I was not feeling great yesterday morning. I felt achy, with the blahs and I knew a fever coming on, but I still wanted to go. I arrived ten minutes early and sat in the pew. I wasn’t sure exactly what to do. I looked around at the statues,  the altar, and the people around me. I asked God if I could have some answers, pleading for a miracle to come my way to make these feelings all go away. I prayed for peace in life again, mine and my kids.

When the mass began, I rotely stood, murmured all the words I knew from years and years of practicing, and drifted off  – my old church tradition in this ADD mind of mine. When the readings began, they held no answers. They were about the end of the world. I scoffed at the irony of them and thought, Oh God, my world with Peter already ended.  I’m trying to pick up those pieces.

After the gospel, the priest gave his homily. I listened intently, leaning toward him with my good ear, to hear his lesson. He talked about how many times in history the world was predicted to end. He talked about living as if it was coming to end. And then, seemingly out of nowhere, he spoke of suffering. This priest preached that God was not punitive. He said God gives us suffering so we may experience awakening and revitalization. Suffering brings us awareness and restoration. Huh, was the only thing in my normally active mind.

I sat with that for a time, even after the others around me rose and recited the Apostle’s Creed. Could this priest be correct? Could my own suffering serve as my own transformation? I mean, I have no choice but to change because what once was is totally, and utterly gone. And grief has brought me to places of strength I never thought I had. Death handed me an inescapable situation which I need to go through, slowly, with mistakes, and know a different me will emerge. Will my emergence be the good coming out of my own pain, my own grief?  Why was there even a need for any of this? Wasn’t I just fine without Grief and with Peter? Was this just another way of the Church trying to justify God’s existence through pain and suffering? Isn’t suffering of Jesus the basis of so many Christian religions? Is this a justification for their existence?

Questions collided around in my now achy head. I got up and left as the fever threatening to approach, now started to sting my eyes. Hey, I made it through half of it. Maybe next time it’ll be all of it. Perhaps at a different Church.

This morning, my ever-loving niece, sent me a quote. As I write this, I am not sure where it’s from, but part of it says “I am transfixed by grief, by growth”.  Again, I am reminded of loss, suffering, grief,  being placed alongside some type of growth, transformation. Was God trying to hammer this message home to me? Or is my constantly seeking, always looking, mind seeing something, not there in my state of grief?

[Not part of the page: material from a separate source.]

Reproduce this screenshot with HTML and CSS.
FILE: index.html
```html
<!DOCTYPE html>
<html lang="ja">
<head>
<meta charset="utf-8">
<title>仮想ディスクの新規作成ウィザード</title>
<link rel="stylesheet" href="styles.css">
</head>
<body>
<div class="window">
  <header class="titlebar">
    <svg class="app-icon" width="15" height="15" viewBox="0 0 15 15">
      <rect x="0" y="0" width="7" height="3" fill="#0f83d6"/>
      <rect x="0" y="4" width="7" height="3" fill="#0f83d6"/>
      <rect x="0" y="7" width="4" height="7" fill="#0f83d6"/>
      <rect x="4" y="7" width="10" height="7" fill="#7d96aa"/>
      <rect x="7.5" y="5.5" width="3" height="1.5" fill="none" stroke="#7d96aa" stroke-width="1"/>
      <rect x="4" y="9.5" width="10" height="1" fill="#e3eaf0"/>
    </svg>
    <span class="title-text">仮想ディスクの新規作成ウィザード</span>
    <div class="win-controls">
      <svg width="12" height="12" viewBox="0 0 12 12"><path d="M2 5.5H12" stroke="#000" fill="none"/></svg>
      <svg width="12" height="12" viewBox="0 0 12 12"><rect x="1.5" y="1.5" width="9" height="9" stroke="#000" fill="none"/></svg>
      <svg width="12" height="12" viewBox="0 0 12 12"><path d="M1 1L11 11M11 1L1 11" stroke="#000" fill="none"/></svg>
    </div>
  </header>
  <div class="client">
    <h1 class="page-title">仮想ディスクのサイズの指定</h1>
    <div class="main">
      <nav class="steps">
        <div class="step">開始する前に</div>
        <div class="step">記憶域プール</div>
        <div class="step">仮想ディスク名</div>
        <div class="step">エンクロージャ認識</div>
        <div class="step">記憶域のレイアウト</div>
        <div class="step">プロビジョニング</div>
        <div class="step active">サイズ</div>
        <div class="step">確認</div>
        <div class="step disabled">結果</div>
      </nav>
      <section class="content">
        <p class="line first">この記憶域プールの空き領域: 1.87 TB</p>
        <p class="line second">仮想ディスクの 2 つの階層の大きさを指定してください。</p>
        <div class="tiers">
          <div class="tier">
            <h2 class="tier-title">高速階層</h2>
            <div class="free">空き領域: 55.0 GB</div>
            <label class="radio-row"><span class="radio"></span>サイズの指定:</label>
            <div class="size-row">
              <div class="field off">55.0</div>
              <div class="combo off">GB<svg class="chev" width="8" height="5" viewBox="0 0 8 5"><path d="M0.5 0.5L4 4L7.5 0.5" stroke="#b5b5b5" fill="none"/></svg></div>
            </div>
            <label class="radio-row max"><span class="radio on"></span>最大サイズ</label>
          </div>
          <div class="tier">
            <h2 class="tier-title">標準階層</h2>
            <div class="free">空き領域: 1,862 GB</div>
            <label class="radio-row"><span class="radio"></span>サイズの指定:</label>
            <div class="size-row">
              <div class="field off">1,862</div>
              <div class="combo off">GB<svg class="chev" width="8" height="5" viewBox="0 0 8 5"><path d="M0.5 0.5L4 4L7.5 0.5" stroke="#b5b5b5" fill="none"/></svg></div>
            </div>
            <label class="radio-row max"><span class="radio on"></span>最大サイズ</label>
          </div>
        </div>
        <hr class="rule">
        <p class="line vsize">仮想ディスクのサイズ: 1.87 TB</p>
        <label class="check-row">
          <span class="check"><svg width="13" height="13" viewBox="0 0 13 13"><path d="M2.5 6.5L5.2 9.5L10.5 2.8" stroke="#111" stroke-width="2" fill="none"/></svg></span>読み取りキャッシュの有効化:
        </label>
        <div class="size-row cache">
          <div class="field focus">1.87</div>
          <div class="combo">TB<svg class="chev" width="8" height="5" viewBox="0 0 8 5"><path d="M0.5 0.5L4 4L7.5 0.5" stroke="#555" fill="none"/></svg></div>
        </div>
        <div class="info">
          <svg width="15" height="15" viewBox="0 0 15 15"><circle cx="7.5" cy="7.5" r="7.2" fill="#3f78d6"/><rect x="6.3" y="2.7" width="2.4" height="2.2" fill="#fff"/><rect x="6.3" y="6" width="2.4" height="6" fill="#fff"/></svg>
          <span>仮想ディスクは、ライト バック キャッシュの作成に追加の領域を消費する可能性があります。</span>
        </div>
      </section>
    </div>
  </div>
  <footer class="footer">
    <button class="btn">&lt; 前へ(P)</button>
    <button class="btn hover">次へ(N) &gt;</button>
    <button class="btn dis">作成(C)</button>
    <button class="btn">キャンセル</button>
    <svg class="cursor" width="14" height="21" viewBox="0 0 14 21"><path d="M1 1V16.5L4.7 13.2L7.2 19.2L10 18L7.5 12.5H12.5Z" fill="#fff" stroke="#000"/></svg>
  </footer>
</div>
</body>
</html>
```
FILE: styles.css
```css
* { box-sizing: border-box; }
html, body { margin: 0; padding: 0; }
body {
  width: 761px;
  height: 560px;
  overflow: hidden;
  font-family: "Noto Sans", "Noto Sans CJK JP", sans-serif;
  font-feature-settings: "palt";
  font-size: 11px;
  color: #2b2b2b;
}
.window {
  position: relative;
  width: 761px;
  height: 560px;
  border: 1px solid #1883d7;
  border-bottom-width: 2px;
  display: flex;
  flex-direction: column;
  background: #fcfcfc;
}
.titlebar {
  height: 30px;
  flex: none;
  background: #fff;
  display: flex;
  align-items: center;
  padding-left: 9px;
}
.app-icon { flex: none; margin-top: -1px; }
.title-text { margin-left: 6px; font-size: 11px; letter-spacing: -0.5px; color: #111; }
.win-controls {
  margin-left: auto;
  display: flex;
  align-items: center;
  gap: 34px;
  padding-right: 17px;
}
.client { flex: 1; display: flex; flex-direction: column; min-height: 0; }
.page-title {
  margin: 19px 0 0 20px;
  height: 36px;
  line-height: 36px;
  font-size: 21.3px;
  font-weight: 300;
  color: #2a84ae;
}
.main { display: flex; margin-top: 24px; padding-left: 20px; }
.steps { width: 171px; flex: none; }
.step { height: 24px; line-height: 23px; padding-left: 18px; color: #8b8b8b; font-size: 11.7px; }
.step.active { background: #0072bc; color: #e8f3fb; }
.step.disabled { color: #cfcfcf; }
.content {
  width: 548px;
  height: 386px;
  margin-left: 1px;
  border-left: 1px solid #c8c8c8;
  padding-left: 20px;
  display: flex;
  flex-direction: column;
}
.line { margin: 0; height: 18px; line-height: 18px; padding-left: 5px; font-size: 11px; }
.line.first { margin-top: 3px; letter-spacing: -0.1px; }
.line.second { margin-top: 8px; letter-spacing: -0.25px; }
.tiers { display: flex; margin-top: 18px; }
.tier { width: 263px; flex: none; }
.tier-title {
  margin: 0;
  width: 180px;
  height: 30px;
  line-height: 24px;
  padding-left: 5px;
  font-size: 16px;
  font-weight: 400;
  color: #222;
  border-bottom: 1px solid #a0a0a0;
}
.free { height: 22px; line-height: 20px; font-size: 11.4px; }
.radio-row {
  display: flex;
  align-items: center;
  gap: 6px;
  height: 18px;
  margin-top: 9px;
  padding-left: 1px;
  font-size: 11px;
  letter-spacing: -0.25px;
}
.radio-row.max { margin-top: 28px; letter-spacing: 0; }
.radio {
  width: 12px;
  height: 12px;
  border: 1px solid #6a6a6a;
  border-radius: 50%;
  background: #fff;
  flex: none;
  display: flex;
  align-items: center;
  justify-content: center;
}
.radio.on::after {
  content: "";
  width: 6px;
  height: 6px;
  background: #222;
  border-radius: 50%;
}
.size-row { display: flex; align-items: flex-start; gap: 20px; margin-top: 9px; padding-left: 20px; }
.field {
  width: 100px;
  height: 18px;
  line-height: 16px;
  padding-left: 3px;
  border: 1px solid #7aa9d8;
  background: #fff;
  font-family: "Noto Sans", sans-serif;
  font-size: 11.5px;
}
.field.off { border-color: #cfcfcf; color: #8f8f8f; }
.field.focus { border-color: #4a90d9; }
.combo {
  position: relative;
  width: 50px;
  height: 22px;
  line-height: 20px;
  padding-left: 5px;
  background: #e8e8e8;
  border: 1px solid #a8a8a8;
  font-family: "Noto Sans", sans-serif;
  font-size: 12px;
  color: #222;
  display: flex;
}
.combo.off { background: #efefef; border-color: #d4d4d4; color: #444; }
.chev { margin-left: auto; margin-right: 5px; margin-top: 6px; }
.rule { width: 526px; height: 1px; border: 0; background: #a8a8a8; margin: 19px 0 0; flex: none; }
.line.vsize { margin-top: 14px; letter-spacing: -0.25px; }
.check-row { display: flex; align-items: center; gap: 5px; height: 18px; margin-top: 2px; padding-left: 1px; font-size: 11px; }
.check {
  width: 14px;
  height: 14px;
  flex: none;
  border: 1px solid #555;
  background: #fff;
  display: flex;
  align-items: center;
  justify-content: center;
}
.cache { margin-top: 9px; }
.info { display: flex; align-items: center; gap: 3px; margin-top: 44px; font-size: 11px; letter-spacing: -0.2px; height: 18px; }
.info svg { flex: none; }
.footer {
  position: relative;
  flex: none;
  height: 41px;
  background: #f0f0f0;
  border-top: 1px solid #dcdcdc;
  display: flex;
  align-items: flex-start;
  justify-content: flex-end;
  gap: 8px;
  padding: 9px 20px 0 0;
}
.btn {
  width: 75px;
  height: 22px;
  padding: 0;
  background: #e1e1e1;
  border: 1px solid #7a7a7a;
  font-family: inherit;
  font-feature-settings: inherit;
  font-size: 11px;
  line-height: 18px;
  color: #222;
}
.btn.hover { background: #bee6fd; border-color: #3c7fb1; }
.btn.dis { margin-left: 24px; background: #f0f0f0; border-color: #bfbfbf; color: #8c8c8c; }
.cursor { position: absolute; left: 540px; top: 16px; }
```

I am not sure. I am not sure of any of this, which the reason for all my questions. I know my suffering, my grief, has no explanation. That’s the hardest part in all of this, not having answers for Peter’s loss in my life, my children’s lives, for my pain of his loss in all our lives.

Peter’s death was sudden and inexplicable. Perhaps eventually, I will understand how I was awakened, or revitalized in all of this, any of this. Perhaps I will celebrate at least some of my growth from it. Right now, all I know are two things about Suffering. Suffering has only awakened more questions in me. And, it has only made me miss Peter, so much, so often. I suffer from the loss of him in my life.